MY LAST DAY ON SAMSØ, I ride my bike around the island. With its waving grasses and gentle surf, I can see why Valdemar the Victorious gave the place to his new queen as a post-nup gift in 1214. Today, goats are grazing contentedly under the photovoltaic array at a solar heating plant. I walk through some sunflowers to visit farmers who raise organic pigs and perfect cherry tomatoes. Leaving for the mainland, the ferry passes a chain of windmills, their graceful arms performing an unsynchronized water ballet.
All too soon, I'm back in carbon-positive Copenhagen. My own CO2 balance sheet is, regrettably, back in play. I'm going to be more than two carbon tons in the red, according to eco-entrepreneur Shea Gunther, cofounder of Renewable Choice Energy, a Boulder, Coloradobased firm that, for about $65, will buy U.S. wind power to offset my trip for me. (The final tally: My 10,740-mile round-trip flight from Seattle to Copenhagen, plus airport commutes, created 4,315 pounds of CO2; my train trips made 50 pounds; and my laptop and cell phone set me back nine. And that's not even including the mojito.) So for my last night in Denmark, I really should return to the infernally correct Don't-Even-Think-About-Catching-Sleep-in Green.

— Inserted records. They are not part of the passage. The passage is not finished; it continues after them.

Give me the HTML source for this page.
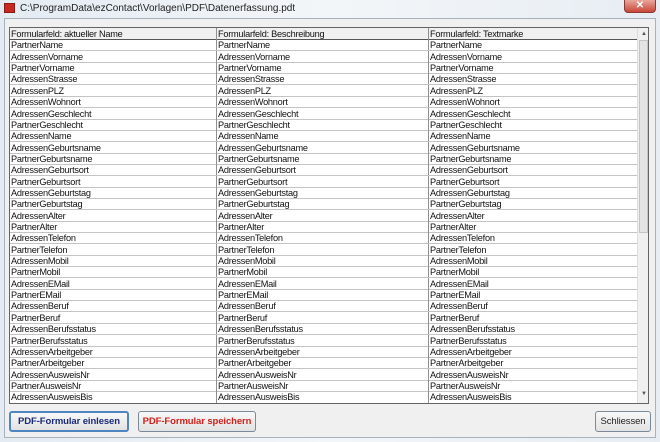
<!DOCTYPE html>
<html><head><meta charset="utf-8"><style>
*{margin:0;padding:0;box-sizing:border-box}
body{width:660px;height:442px;overflow:hidden;background:#dfe7ef;font-family:"Liberation Sans",sans-serif;position:relative}
.win{position:absolute;left:0;top:0;width:660px;height:442px;background:linear-gradient(90deg,#e4ebf2,#f3f6f9 50%,#e7edf3)}
.title{position:absolute;left:20px;top:3px;font-size:10px;color:#222}
.icon{position:absolute;left:4px;top:3px;width:11px;height:10px;background:#c8281e;border:1px solid #8a1a14}
.close{position:absolute;left:624px;top:0;width:32px;height:13px;background:linear-gradient(#e8a79b,#c9463a);border:1px solid #8b3a33;border-top:none;border-radius:0 0 4px 4px;color:#fff;font-size:10px;text-align:center;line-height:12px;font-weight:bold}
.panel{position:absolute;left:4px;top:18px;width:652px;height:420px;background:#f0f0f0;border:1px solid #a8b2bc}
.grid{position:absolute;left:9px;top:27px;width:640px;height:377px;background:#fff;border:1px solid #646464}
.r{position:absolute;left:0;width:627px;height:12px;border-bottom:1px solid #c4c4c4;font-size:9.2px;line-height:12px;color:#111;letter-spacing:-0.25px}
.r span{position:absolute;top:0;height:100%;padding-left:1px;white-space:nowrap;overflow:hidden}
.r span:nth-child(1){left:0;width:206px}
.r span:nth-child(2){left:206px;width:212px;border-left:1px solid #909090}
.r span:nth-child(3){left:418px;width:209px;border-left:1px solid #909090}
.h{background:#f0f0f0;border-bottom:1px solid #555}
.sb{position:absolute;left:627px;top:0;width:11px;height:375px;background:#f0f0f0;border-left:1px solid #ddd}
.sb .th{position:absolute;left:1px;top:12px;width:9px;height:193px;background:#e4e4e4;border:1px solid #c4c4c4}
.btn{position:absolute;top:411px;height:21px;font-size:9.5px;font-weight:bold;text-align:center;line-height:18px;border-radius:3px;background:linear-gradient(#f8f8f8,#e2e2e2);white-space:nowrap;letter-spacing:-0.1px}
</style></head><body><div class="win">
<div class="icon"></div><div class="title">C:\ProgramData\ezContact\Vorlagen\PDF\Datenerfassung.pdt</div>
<div class="close">✕</div>
<div class="panel"></div>
<div class="grid">
<div class="r h" style="top:0"><span>Formularfeld: aktueller Name</span><span>Formularfeld: Beschreibung</span><span>Formularfeld: Textmarke</span></div>
<div class="r" style="top:11.4px"><span>PartnerName</span><span>PartnerName</span><span>PartnerName</span></div>
<div class="r" style="top:22.75px"><span>AdressenVorname</span><span>AdressenVorname</span><span>AdressenVorname</span></div>
<div class="r" style="top:34.1px"><span>PartnerVorname</span><span>PartnerVorname</span><span>PartnerVorname</span></div>
<div class="r" style="top:45.45px"><span>AdressenStrasse</span><span>AdressenStrasse</span><span>AdressenStrasse</span></div>
<div class="r" style="top:56.8px"><span>AdressenPLZ</span><span>AdressenPLZ</span><span>AdressenPLZ</span></div>
<div class="r" style="top:68.15px"><span>AdressenWohnort</span><span>AdressenWohnort</span><span>AdressenWohnort</span></div>
<div class="r" style="top:79.5px"><span>AdressenGeschlecht</span><span>AdressenGeschlecht</span><span>AdressenGeschlecht</span></div>
<div class="r" style="top:90.85px"><span>PartnerGeschlecht</span><span>PartnerGeschlecht</span><span>PartnerGeschlecht</span></div>
<div class="r" style="top:102.2px"><span>AdressenName</span><span>AdressenName</span><span>AdressenName</span></div>
<div class="r" style="top:113.55px"><span>AdressenGeburtsname</span><span>AdressenGeburtsname</span><span>AdressenGeburtsname</span></div>
<div class="r" style="top:124.9px"><span>PartnerGeburtsname</span><span>PartnerGeburtsname</span><span>PartnerGeburtsname</span></div>
<div class="r" style="top:136.25px"><span>AdressenGeburtsort</span><span>AdressenGeburtsort</span><span>AdressenGeburtsort</span></div>
<div class="r" style="top:147.6px"><span>PartnerGeburtsort</span><span>PartnerGeburtsort</span><span>PartnerGeburtsort</span></div>
<div class="r" style="top:158.95px"><span>AdressenGeburtstag</span><span>AdressenGeburtstag</span><span>AdressenGeburtstag</span></div>
<div class="r" style="top:170.3px"><span>PartnerGeburtstag</span><span>PartnerGeburtstag</span><span>PartnerGeburtstag</span></div>
<div class="r" style="top:181.65px"><span>AdressenAlter</span><span>AdressenAlter</span><span>AdressenAlter</span></div>
<div class="r" style="top:193px"><span>PartnerAlter</span><span>PartnerAlter</span><span>PartnerAlter</span></div>
<div class="r" style="top:204.35px"><span>AdressenTelefon</span><span>AdressenTelefon</span><span>AdressenTelefon</span></div>
<div class="r" style="top:215.7px"><span>PartnerTelefon</span><span>PartnerTelefon</span><span>PartnerTelefon</span></div>
<div class="r" style="top:227.05px"><span>AdressenMobil</span><span>AdressenMobil</span><span>AdressenMobil</span></div>
<div class="r" style="top:238.4px"><span>PartnerMobil</span><span>PartnerMobil</span><span>PartnerMobil</span></div>
<div class="r" style="top:249.75px"><span>AdressenEMail</span><span>AdressenEMail</span><span>AdressenEMail</span></div>
<div class="r" style="top:261.1px"><span>PartnerEMail</span><span>PartnerEMail</span><span>PartnerEMail</span></div>
<div class="r" style="top:272.45px"><span>AdressenBeruf</span><span>AdressenBeruf</span><span>AdressenBeruf</span></div>
<div class="r" style="top:283.8px"><span>PartnerBeruf</span><span>PartnerBeruf</span><span>PartnerBeruf</span></div>
<div class="r" style="top:295.15px"><span>AdressenBerufsstatus</span><span>AdressenBerufsstatus</span><span>AdressenBerufsstatus</span></div>
<div class="r" style="top:306.5px"><span>PartnerBerufsstatus</span><span>PartnerBerufsstatus</span><span>PartnerBerufsstatus</span></div>
<div class="r" style="top:317.85px"><span>AdressenArbeitgeber</span><span>AdressenArbeitgeber</span><span>AdressenArbeitgeber</span></div>
<div class="r" style="top:329.2px"><span>PartnerArbeitgeber</span><span>PartnerArbeitgeber</span><span>PartnerArbeitgeber</span></div>
<div class="r" style="top:340.55px"><span>AdressenAusweisNr</span><span>AdressenAusweisNr</span><span>AdressenAusweisNr</span></div>
<div class="r" style="top:351.9px"><span>PartnerAusweisNr</span><span>PartnerAusweisNr</span><span>PartnerAusweisNr</span></div>
<div class="r" style="top:363.25px;border-bottom:none"><span>AdressenAusweisBis</span><span>AdressenAusweisBis</span><span>AdressenAusweisBis</span></div>
<div class="sb"><div style="position:absolute;left:3px;top:3px;font-size:6px;color:#555">▲</div><div class="th"></div><div style="position:absolute;left:3px;top:363px;font-size:6px;color:#555">▼</div></div>
</div>
<div class="btn" style="left:9px;width:120px;color:#1a2a7a;border:2px solid #4f86bf">PDF-Formular einlesen</div>
<div class="btn" style="left:138px;width:118px;color:#d0201a;border:1px solid #7a8a9a;line-height:19px">PDF-Formular speichern</div>
<div class="btn" style="left:595px;width:56px;color:#222;font-weight:normal;border:1px solid #7a8a9a;line-height:19px">Schliessen</div>
</div></body></html>
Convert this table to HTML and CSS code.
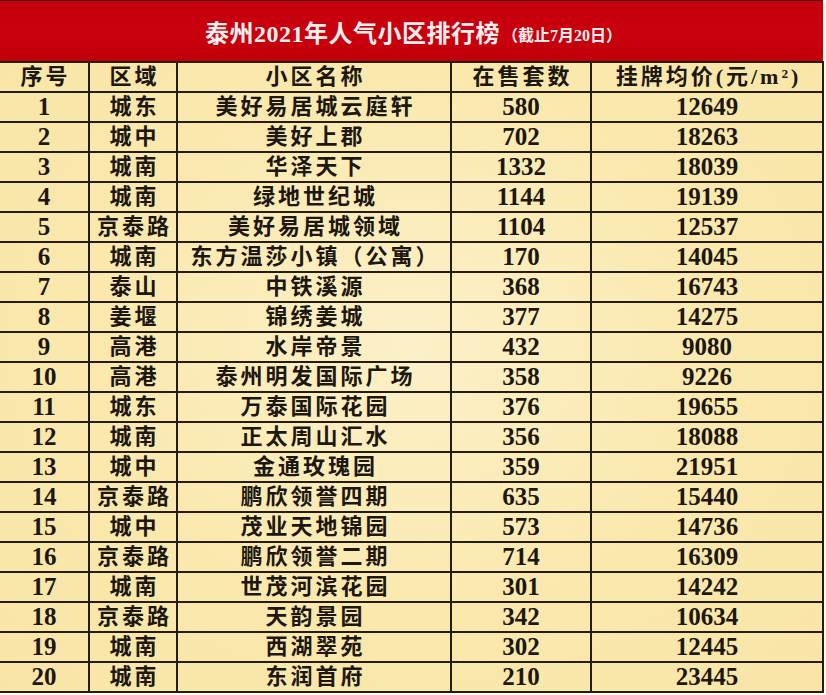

But I just can't bring myself to face 66 other eyeballs in my room. My days in Samsø were too full of guilt-free delights and what the Danish call hygge, or coziness. I get to the city after dark. It's late and I'm hungry. I start bicycling toward the hostel but pass a charmingly weird lodge called the Hotel Kong Arthur. Its flagrantly inefficient incandescent lightbulbs emit a friendly, warm glow. There's a suit of armor by the entrance and soft upholstery decorated with fleurs-de-lis. How can I resist? I can't. It includes a free breakfast! And a private bathroom!
I rant to myself that this is exactly why governments should step in and support responsible energy development: so that wayward, flawed sybarites such as myself don't have to make endless, irksome daily decisions when all we really want is a warm bed and a bowl of muesli. With a side of bacon. And a mug of hot imported coffee. Ja.